What you will do:
Return all the data below as it stands, minus the pictures.
──────────────────────────────
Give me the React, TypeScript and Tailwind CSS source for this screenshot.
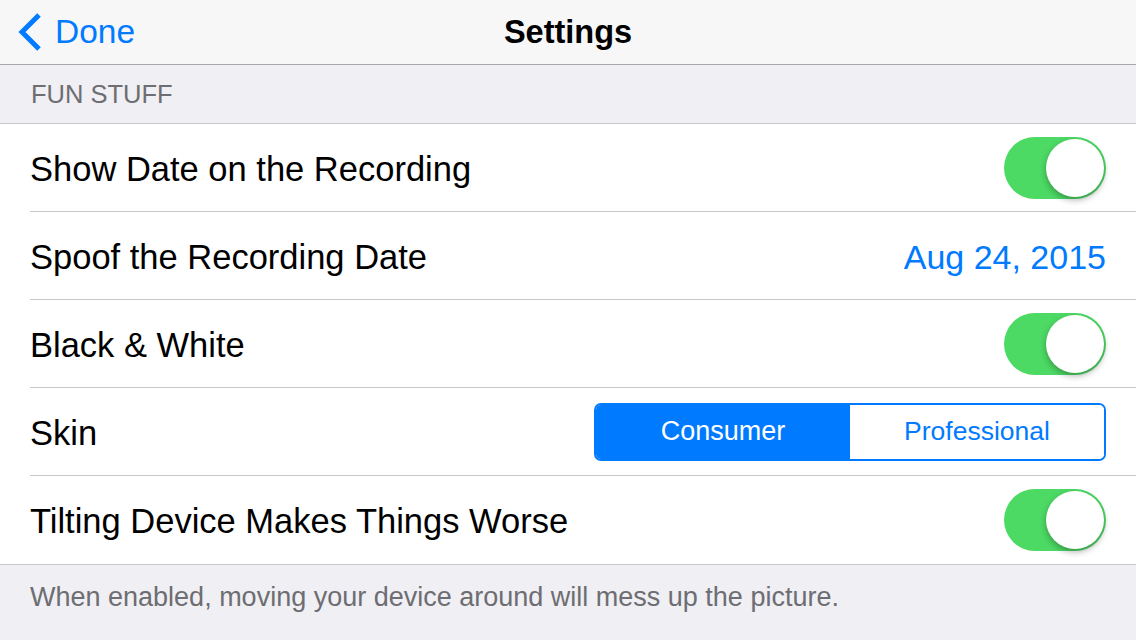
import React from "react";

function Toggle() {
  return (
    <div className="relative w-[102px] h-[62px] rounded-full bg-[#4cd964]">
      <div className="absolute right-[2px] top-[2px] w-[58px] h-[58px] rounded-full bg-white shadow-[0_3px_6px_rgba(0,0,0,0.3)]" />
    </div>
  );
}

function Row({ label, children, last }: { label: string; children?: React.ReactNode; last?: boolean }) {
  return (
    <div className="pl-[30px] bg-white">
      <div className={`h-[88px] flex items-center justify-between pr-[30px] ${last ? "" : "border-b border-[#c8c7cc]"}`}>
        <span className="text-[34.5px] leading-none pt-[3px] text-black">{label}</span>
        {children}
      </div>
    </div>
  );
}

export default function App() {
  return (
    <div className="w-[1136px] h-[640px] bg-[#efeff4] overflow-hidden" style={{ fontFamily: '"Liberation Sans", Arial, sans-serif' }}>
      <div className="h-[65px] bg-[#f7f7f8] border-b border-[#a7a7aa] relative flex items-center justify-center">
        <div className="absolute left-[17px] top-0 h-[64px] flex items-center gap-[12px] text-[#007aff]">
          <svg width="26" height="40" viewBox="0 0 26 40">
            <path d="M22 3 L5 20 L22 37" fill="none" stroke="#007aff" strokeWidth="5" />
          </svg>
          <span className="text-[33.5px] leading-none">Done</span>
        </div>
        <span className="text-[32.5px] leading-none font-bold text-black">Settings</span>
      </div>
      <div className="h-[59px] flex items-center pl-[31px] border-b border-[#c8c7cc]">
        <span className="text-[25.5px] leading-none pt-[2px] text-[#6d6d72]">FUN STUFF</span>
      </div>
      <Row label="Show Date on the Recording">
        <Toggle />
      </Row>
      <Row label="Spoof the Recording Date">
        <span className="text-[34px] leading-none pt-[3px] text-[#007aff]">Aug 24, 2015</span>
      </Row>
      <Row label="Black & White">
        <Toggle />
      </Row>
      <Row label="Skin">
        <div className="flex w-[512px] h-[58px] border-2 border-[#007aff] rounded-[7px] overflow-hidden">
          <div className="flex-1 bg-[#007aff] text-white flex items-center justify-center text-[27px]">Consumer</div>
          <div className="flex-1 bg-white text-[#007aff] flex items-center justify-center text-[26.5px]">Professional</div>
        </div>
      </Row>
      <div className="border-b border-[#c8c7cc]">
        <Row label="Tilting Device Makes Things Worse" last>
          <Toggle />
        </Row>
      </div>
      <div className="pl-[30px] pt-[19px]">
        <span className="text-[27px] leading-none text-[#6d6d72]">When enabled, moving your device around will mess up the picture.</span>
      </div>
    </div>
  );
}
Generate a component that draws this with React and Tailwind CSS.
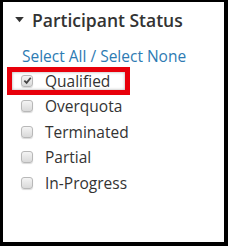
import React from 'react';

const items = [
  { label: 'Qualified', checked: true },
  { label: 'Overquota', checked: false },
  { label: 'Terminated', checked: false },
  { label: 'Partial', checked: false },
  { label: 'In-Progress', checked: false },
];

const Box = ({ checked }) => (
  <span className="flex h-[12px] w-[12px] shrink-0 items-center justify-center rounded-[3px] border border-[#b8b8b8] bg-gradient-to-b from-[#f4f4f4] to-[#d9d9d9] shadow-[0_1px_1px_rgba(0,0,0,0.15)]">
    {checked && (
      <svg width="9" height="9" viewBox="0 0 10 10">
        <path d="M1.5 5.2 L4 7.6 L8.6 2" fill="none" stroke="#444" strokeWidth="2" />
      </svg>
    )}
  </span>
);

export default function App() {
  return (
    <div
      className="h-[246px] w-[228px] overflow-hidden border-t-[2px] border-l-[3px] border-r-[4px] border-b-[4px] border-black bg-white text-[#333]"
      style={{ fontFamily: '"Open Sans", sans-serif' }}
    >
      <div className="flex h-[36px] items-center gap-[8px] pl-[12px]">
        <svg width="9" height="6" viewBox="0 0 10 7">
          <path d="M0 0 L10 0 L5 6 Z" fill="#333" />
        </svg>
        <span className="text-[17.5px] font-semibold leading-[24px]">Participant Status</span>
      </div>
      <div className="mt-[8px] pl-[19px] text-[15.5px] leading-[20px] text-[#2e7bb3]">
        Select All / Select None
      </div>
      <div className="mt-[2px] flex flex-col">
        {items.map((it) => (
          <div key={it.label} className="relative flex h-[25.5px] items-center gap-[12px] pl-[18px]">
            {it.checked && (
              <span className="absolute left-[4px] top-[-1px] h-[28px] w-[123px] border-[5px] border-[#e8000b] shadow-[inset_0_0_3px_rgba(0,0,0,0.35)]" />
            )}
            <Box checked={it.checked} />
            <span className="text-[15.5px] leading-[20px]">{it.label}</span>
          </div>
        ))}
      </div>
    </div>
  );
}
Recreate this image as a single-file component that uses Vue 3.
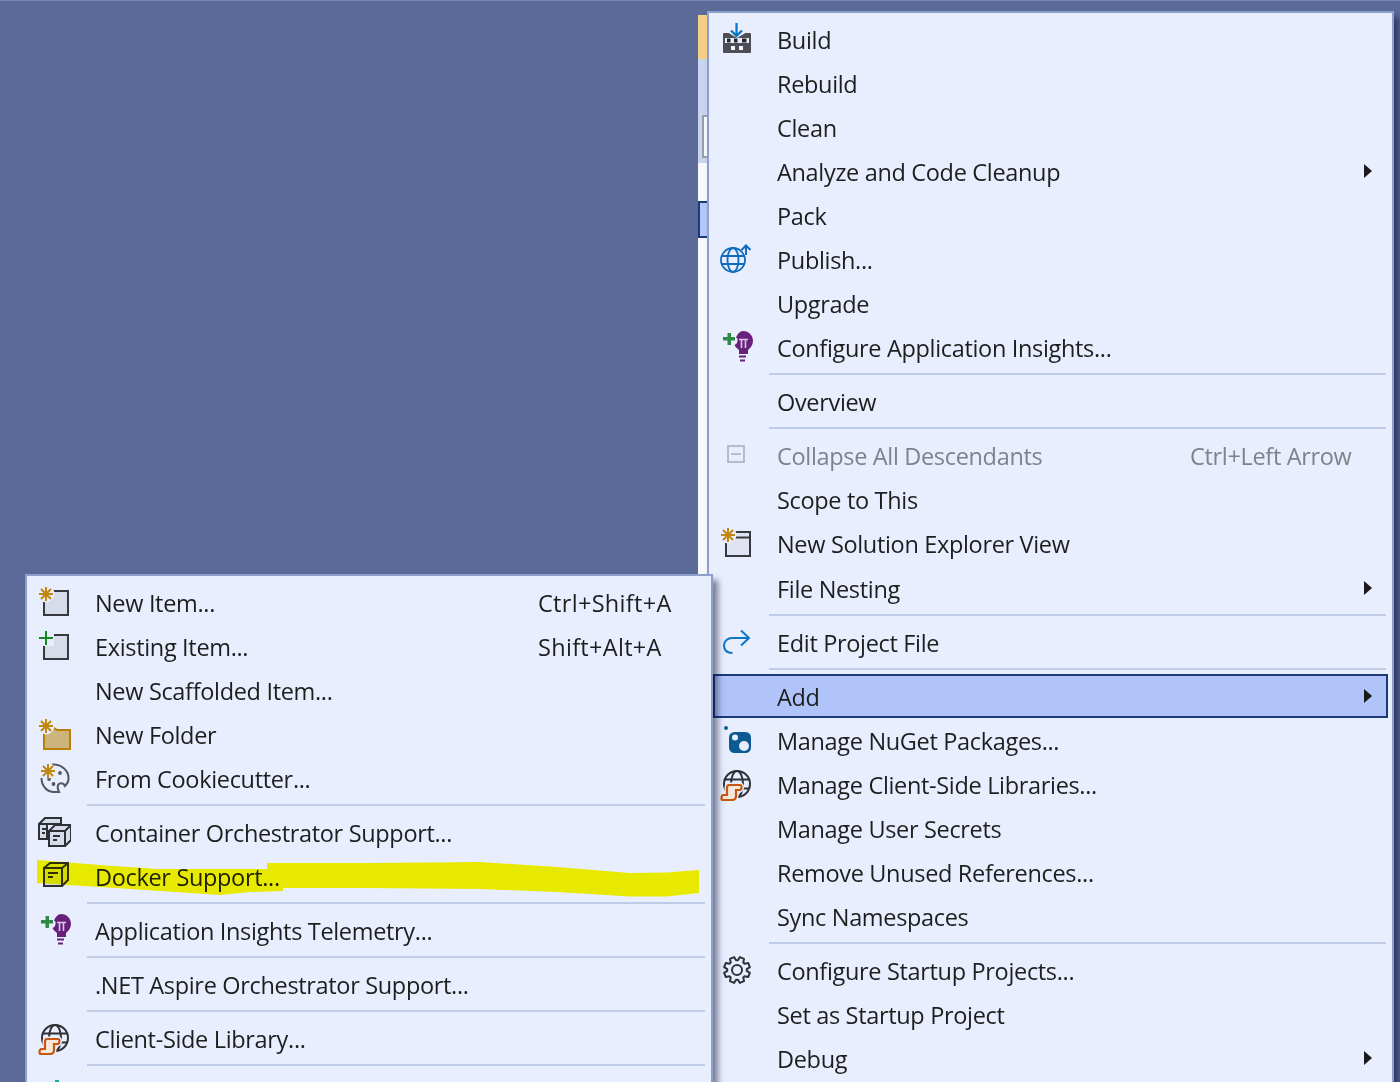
──────────────────────────────
Written answer:
Give me the React, TypeScript and Tailwind CSS source for this screenshot.
import React from "react";

function Toggle() {
  return (
    <div className="relative w-[102px] h-[62px] rounded-full bg-[#4cd964]">
      <div className="absolute right-[2px] top-[2px] w-[58px] h-[58px] rounded-full bg-white shadow-[0_3px_6px_rgba(0,0,0,0.3)]" />
    </div>
  );
}

function Row({ label, children, last }: { label: string; children?: React.ReactNode; last?: boolean }) {
  return (
    <div className="pl-[30px] bg-white">
      <div className={`h-[88px] flex items-center justify-between pr-[30px] ${last ? "" : "border-b border-[#c8c7cc]"}`}>
        <span className="text-[34.5px] leading-none pt-[3px] text-black">{label}</span>
        {children}
      </div>
    </div>
  );
}

export default function App() {
  return (
    <div className="w-[1136px] h-[640px] bg-[#efeff4] overflow-hidden" style={{ fontFamily: '"Liberation Sans", Arial, sans-serif' }}>
      <div className="h-[65px] bg-[#f7f7f8] border-b border-[#a7a7aa] relative flex items-center justify-center">
        <div className="absolute left-[17px] top-0 h-[64px] flex items-center gap-[12px] text-[#007aff]">
          <svg width="26" height="40" viewBox="0 0 26 40">
            <path d="M22 3 L5 20 L22 37" fill="none" stroke="#007aff" strokeWidth="5" />
          </svg>
          <span className="text-[33.5px] leading-none">Done</span>
        </div>
        <span className="text-[32.5px] leading-none font-bold text-black">Settings</span>
      </div>
      <div className="h-[59px] flex items-center pl-[31px] border-b border-[#c8c7cc]">
        <span className="text-[25.5px] leading-none pt-[2px] text-[#6d6d72]">FUN STUFF</span>
      </div>
      <Row label="Show Date on the Recording">
        <Toggle />
      </Row>
      <Row label="Spoof the Recording Date">
        <span className="text-[34px] leading-none pt-[3px] text-[#007aff]">Aug 24, 2015</span>
      </Row>
      <Row label="Black & White">
        <Toggle />
      </Row>
      <Row label="Skin">
        <div className="flex w-[512px] h-[58px] border-2 border-[#007aff] rounded-[7px] overflow-hidden">
          <div className="flex-1 bg-[#007aff] text-white flex items-center justify-center text-[27px]">Consumer</div>
          <div className="flex-1 bg-white text-[#007aff] flex items-center justify-center text-[26.5px]">Professional</div>
        </div>
      </Row>
      <div className="border-b border-[#c8c7cc]">
        <Row label="Tilting Device Makes Things Worse" last>
          <Toggle />
        </Row>
      </div>
      <div className="pl-[30px] pt-[19px]">
        <span className="text-[27px] leading-none text-[#6d6d72]">When enabled, moving your device around will mess up the picture.</span>
      </div>
    </div>
  );
}
Generate a component that draws this with React and Tailwind CSS.
import React from 'react';

const items = [
  { label: 'Qualified', checked: true },
  { label: 'Overquota', checked: false },
  { label: 'Terminated', checked: false },
  { label: 'Partial', checked: false },
  { label: 'In-Progress', checked: false },
];

const Box = ({ checked }) => (
  <span className="flex h-[12px] w-[12px] shrink-0 items-center justify-center rounded-[3px] border border-[#b8b8b8] bg-gradient-to-b from-[#f4f4f4] to-[#d9d9d9] shadow-[0_1px_1px_rgba(0,0,0,0.15)]">
    {checked && (
      <svg width="9" height="9" viewBox="0 0 10 10">
        <path d="M1.5 5.2 L4 7.6 L8.6 2" fill="none" stroke="#444" strokeWidth="2" />
      </svg>
    )}
  </span>
);

export default function App() {
  return (
    <div
      className="h-[246px] w-[228px] overflow-hidden border-t-[2px] border-l-[3px] border-r-[4px] border-b-[4px] border-black bg-white text-[#333]"
      style={{ fontFamily: '"Open Sans", sans-serif' }}
    >
      <div className="flex h-[36px] items-center gap-[8px] pl-[12px]">
        <svg width="9" height="6" viewBox="0 0 10 7">
          <path d="M0 0 L10 0 L5 6 Z" fill="#333" />
        </svg>
        <span className="text-[17.5px] font-semibold leading-[24px]">Participant Status</span>
      </div>
      <div className="mt-[8px] pl-[19px] text-[15.5px] leading-[20px] text-[#2e7bb3]">
        Select All / Select None
      </div>
      <div className="mt-[2px] flex flex-col">
        {items.map((it) => (
          <div key={it.label} className="relative flex h-[25.5px] items-center gap-[12px] pl-[18px]">
            {it.checked && (
              <span className="absolute left-[4px] top-[-1px] h-[28px] w-[123px] border-[5px] border-[#e8000b] shadow-[inset_0_0_3px_rgba(0,0,0,0.35)]" />
            )}
            <Box checked={it.checked} />
            <span className="text-[15.5px] leading-[20px]">{it.label}</span>
          </div>
        ))}
      </div>
    </div>
  );
}
Recreate this image as a single-file component that uses Vue 3.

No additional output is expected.